* **WRITTEN INSTRUCTION**:
Write out, word for word, every line from the first one through the line that holds "const cols = 'grid", and nothing else; skip the pictures.

BEGIN INFORMATION SHOWN

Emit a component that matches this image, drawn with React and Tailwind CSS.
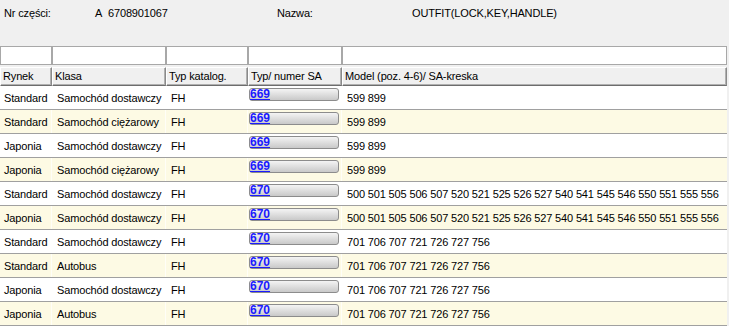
const rows = [
  ['Standard', 'Samochód dostawczy', 'FH', '669', '599 899'],
  ['Standard', 'Samochód ciężarowy', 'FH', '669', '599 899'],
  ['Japonia', 'Samochód dostawczy', 'FH', '669', '599 899'],
  ['Japonia', 'Samochód ciężarowy', 'FH', '669', '599 899'],
  ['Standard', 'Samochód dostawczy', 'FH', '670', '500 501 505 506 507 520 521 525 526 527 540 541 545 546 550 551 555 556'],
  ['Japonia', 'Samochód dostawczy', 'FH', '670', '500 501 505 506 507 520 521 525 526 527 540 541 545 546 550 551 555 556'],
  ['Standard', 'Samochód dostawczy', 'FH', '670', '701 706 707 721 726 727 756'],
  ['Standard', 'Autobus', 'FH', '670', '701 706 707 721 726 727 756'],
  ['Japonia', 'Samochód dostawczy', 'FH', '670', '701 706 707 721 726 727 756'],
  ['Japonia', 'Autobus', 'FH', '670', '701 706 707 721 726 727 756'],
];

const headers = ['Rynek', 'Klasa', 'Typ katalog.', 'Typ/ numer SA', 'Model (poz. 4-6)/ SA-kreska'];

const cols = 'grid grid-cols-[52px_114px_82px_94px_385px]';

export default function App() {
  return (
    <div className="h-[326px] w-[729px] overflow-hidden bg-[#f0f0f0] font-['Liberation_Sans',Arial,sans-serif] text-[11px] tracking-[-0.15px] text-black">
      {/* Nagłówek części */}
      <div className="flex h-[45px] items-start pt-[5px]">
        <span className="ml-[4px] w-[91px]">Nr części:</span>
        <span className="w-[182px]">A&nbsp;&nbsp;6708901067</span>
        <span className="w-[135px]">Nazwa:</span>
        <span>OUTFIT(LOCK,KEY,HANDLE)</span>
      </div>

      {/* Filtry */}
      <div className={`${cols} h-[22px] w-[727px] gap-0 pt-px`}>
        {headers.map((h) => (
          <div key={h} className="h-[19px] border border-[#a8a8a8] bg-white" />
        ))}
      </div>

      {/* Nagłówki kolumn */}
      <div className={`${cols} h-[19px] w-[727px]`}>
        {headers.map((h) => (
          <div
            key={h}
            className="flex items-center border-t border-l border-t-white border-l-white border-r border-b border-r-[#8a8a8a] border-b-[#6d6d6d] bg-[#f0f0f0] pl-[2px] shadow-[inset_-1px_-1px_0_#b0b0b0]"
          >
            {h}
          </div>
        ))}
      </div>

      {/* Wiersze */}
      <div className="w-[727px] bg-white">
        {rows.map((r, i) => (
          <div
            key={i}
            className={`${cols} h-[24px] border-b border-[#a0a0a0] ${i % 2 ? 'bg-[#fdfae4]' : 'bg-white'}`}
          >
            <div className="flex items-center border-r border-white/70 pl-[4px] pt-[2px]">{r[0]}</div>
            <div className="flex items-center border-r border-white/70 pl-[5px] pt-[2px]">{r[1]}</div>
            <div className="flex items-center border-r border-white/70 pl-[5px] pt-[2px]">{r[2]}</div>
            <div className="relative border-r border-white/70">
              <div className="absolute left-[1px] top-[2px] h-[13px] w-[90px] rounded-[3px] border border-[#8c8c8c] bg-gradient-to-b from-[#f4f4f4] to-[#c9c9c9]" />
              <a
                href="#"
                className="absolute left-[2px] top-px text-[12px] font-bold leading-[14px] tracking-normal text-[#1a1aff] underline"
              >
                {r[3]}
              </a>
            </div>
            <div className="flex items-center whitespace-nowrap pl-[5px] pt-[2px]">{r[4]}</div>
          </div>
        ))}
      </div>
    </div>
  );
}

END INFORMATION SHOWN

* **OUTPUT OF THE EXERCISE**:
Emit a component that matches this image, drawn with React and Tailwind CSS.
const rows = [
  ['Standard', 'Samochód dostawczy', 'FH', '669', '599 899'],
  ['Standard', 'Samochód ciężarowy', 'FH', '669', '599 899'],
  ['Japonia', 'Samochód dostawczy', 'FH', '669', '599 899'],
  ['Japonia', 'Samochód ciężarowy', 'FH', '669', '599 899'],
  ['Standard', 'Samochód dostawczy', 'FH', '670', '500 501 505 506 507 520 521 525 526 527 540 541 545 546 550 551 555 556'],
  ['Japonia', 'Samochód dostawczy', 'FH', '670', '500 501 505 506 507 520 521 525 526 527 540 541 545 546 550 551 555 556'],
  ['Standard', 'Samochód dostawczy', 'FH', '670', '701 706 707 721 726 727 756'],
  ['Standard', 'Autobus', 'FH', '670', '701 706 707 721 726 727 756'],
  ['Japonia', 'Samochód dostawczy', 'FH', '670', '701 706 707 721 726 727 756'],
  ['Japonia', 'Autobus', 'FH', '670', '701 706 707 721 726 727 756'],
];

const headers = ['Rynek', 'Klasa', 'Typ katalog.', 'Typ/ numer SA', 'Model (poz. 4-6)/ SA-kreska'];

const cols = 'grid grid-cols-[52px_114px_82px_94px_385px]';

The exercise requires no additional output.